From the Hackney Carriage to the Sedan Service: a History of Taxicabs

by Art Gibb, freelance writer on behalf of of Mancini Private Car ( 23-May-2012 )

Anyone who has been to a busy city like New York or Washington, D.C., knows that it’s one thing to need a taxicab and another thing to be able to flag one down on a busy street. The tradition and use of taxicabs has been around for a long time, ever since man has needed non-pedestrian transportation from one place to another without owning a vehicle.

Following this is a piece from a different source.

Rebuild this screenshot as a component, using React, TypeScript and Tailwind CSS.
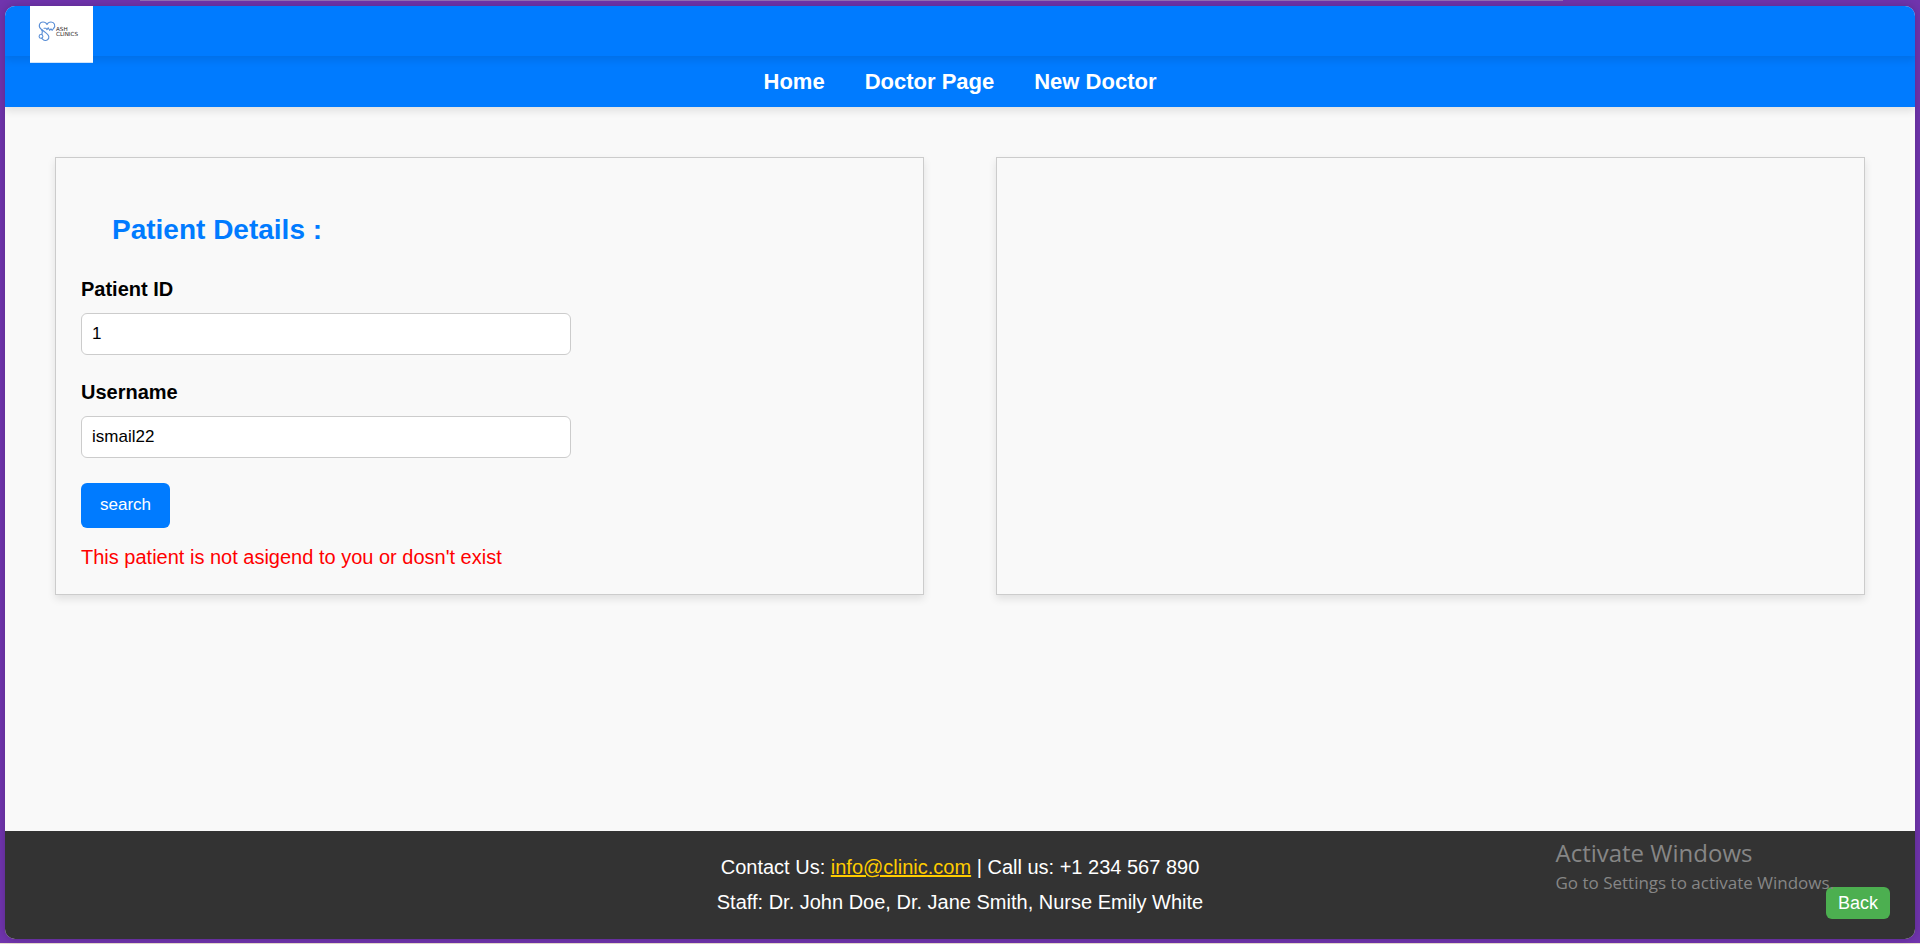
const navLinks = ["Home", "Doctor Page", "New Doctor"];

function Logo() {
  return (
    <a href="#home" aria-label="ASH Clinics" className="relative z-10 ml-[25px] flex h-[57px] w-[63px] items-start border-b border-[#cfe4fb] bg-white pt-[15px] pl-2">
      <svg width="50" height="24" viewBox="0 0 50 24" fill="none" stroke="#5b8fd6" strokeWidth="1.1" strokeLinecap="round" strokeLinejoin="round">
        <path d="M3.500 8.500 C-0.500 5.500 1.500 1 5 1 C7 1 8.300 2 9 3.500 C9.700 2 11 1 13 1 C16.500 1 18 5 15.500 7.500" />
        <path d="M6 7.200 H8 L9 8.600 L10.200 6.800 L11.600 9.300 L13 7.800 L14.200 9.300 L15.500 7.500" />
        <path d="M3.500 8.500 C6 10.500 10 12.500 10.800 15.500 C11.300 18 9 19.700 7 19.500 C4.800 19.300 4.500 17.800 3.600 17.200" />
        <path d="M3.500 8.500 C5 10 4.500 11.500 3.800 13.500" />
        <circle cx="3" cy="15.400" r="1.900" />
        <text x="18" y="10" fontSize="5.6" fill="#2c2326" stroke="none" className="font-['DejaVu_Sans',sans-serif]">ASH</text>
        <text x="18" y="15" fontSize="5.6" fill="#2c2326" stroke="none" className="font-['DejaVu_Sans',sans-serif]">CLINICS</text>
      </svg>
    </a>
  );
}

function Field({ id, label, value }: { id: string; label: string; value: string }) {
  return (
    <div className="mb-[25px]">
      <label htmlFor={id} className="mb-3 block text-[20px] leading-6 font-bold">{label}</label>
      <input id={id} defaultValue={value} className="block h-[42px] w-full max-w-[490px] rounded-[6px] border border-[#ccc] bg-white px-2.5 text-[17px]" />
    </div>
  );
}

export default function App() {
  return (
    <div className="relative flex min-h-screen flex-col border-b border-[#e8dcd0] bg-[#7034ad] px-[5px] pt-1.5 pb-1 font-['Liberation_Sans',Arial,sans-serif] text-black">
      <div className="absolute top-0 right-[18.6%] left-[7.3%] h-px bg-[#9270b4]" />
      <div className="relative flex flex-1 flex-col overflow-hidden rounded-[10px] bg-[#f9f9f9] shadow-[0_0_8px_rgba(0,0,0,0.2)]">
        <header className="relative z-20 h-[50px] bg-[#007bff] shadow-[0_4px_8px_rgba(0,0,0,0.1)]">
          <Logo />
        </header>
        <nav className="relative z-10 flex h-[51px] items-center justify-center gap-10 bg-[#007bff] text-[22px] font-bold text-white shadow-[0_4px_8px_rgba(0,0,0,0.1)]">
          {navLinks.map((link) => (
            <a key={link} href="#">{link}</a>
          ))}
        </nav>
        <main className="grid flex-1 grid-cols-2 content-start items-stretch gap-[72px] p-[50px]">
          <section className="border border-[#ccc] px-[25px] pt-[56px] pb-[25px] shadow-[0_4px_8px_rgba(0,0,0,0.1)]">
            <h1 className="mb-[31px] pl-[31px] text-[28px] leading-8 font-bold text-[#007bff]">Patient Details :</h1>
            <form onSubmit={(e) => e.preventDefault()}>
              <Field id="patient-id" label="Patient ID" value="1" />
              <Field id="username" label="Username" value="ismail22" />
              <button type="submit" className="block h-[45px] rounded-[6px] bg-[#007bff] px-[19px] pb-0.5 text-[17px] text-white">search</button>
            </form>
            <p className="mt-[17px] text-[20px] leading-6 text-[#f00]">This patient is not asigend to you or dosn't exist</p>
          </section>
          <section className="border border-[#ccc] shadow-[0_4px_8px_rgba(0,0,0,0.1)]" />
        </main>
        <footer className="bg-[#333] py-[19px] text-center text-[20px] leading-[35px] text-white">
          <p>
            Contact Us: <a href="mailto:info@clinic.com" className="text-[#ffcc00] underline">info@clinic.com</a> | Call us: +1 234 567 890
          </p>
          <p>Staff: Dr. John Doe, Dr. Jane Smith, Nurse Emily White</p>
        </footer>
        <button type="button" className="absolute right-[25px] bottom-5 h-8 rounded-[6px] bg-[#4caf50] px-3 text-[18px] text-white">Back</button>
        <div className="pointer-events-none absolute right-[81px] bottom-[42px] font-['Open_Sans','Noto_Sans',sans-serif] whitespace-nowrap text-[#868686]">
          <p className="text-[24px] leading-8">Activate Windows</p>
          <p className="text-[17px] leading-7">Go to Settings to activate Windows.</p>
        </div>
      </div>
    </div>
  );
}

Whether it’s hailing a taxi in New York or using a sedan service in Baltimore, the need has not changed for centuries.

 

The word “taxicab” finds its etymology in both Greek and Latin, and was first introduced to the United States by the owner of The New York Taxicab Company, Harry Nathaniel Allen, when he imported 600 vehicles from France to open up his business venture.

 

Though the word is relatively new, the concept has been around for a very long time. Horse drawn carriages, nicknamed hackney carriages, have been available for hire since the mid-1600s in both England and France. These first carriages were very popular but were surpassed in popularity in the mid-nineteenth century by the Hansom cabs, named after their creator, Joseph Hansom, an architect from York. Hansom used his architectural sense of design to modify the existing cab into a faster and safer model with a lower center of gravity. Though the company was taken over by others and the design further modified, the Hansom cab retained its name due its popular use among the public, much in the same way we use “Xerox” to mean photocopy.

 

It wasn’t until just before the turn of the nineteenth century that motorized taxicabs began operating in Paris, France, and very shortly thereafter in London, followed quickly by New York. It was Harry Allen who painted his cabs yellow in order to make them distinct and began a tradition that continues to this day. The same cannot be said of the black taxicabs in London.

 

Further innovations include the introduction of taximeters, designed to measure distance and standardize the system of paying the fare, and the use of radios that connected the cabs to the dispatch office, both of which surfaced in the mid-forties.

 

Other methods of taxiing people from one place to another have also been used throughout time and across the world. The invention and use of the rickshaw is one such example, which was first seen in Japan in the late 1800s. Other methods of transportation have developed as a response to the specific geography of the region, an example being gondolas in Venice.

 

These days, whether you need a gondola in Venice or a sedan service in Baltimore, you can rely on personalized public transportation wherever you travel, as long as you have the fare and, of course, a healthy tip.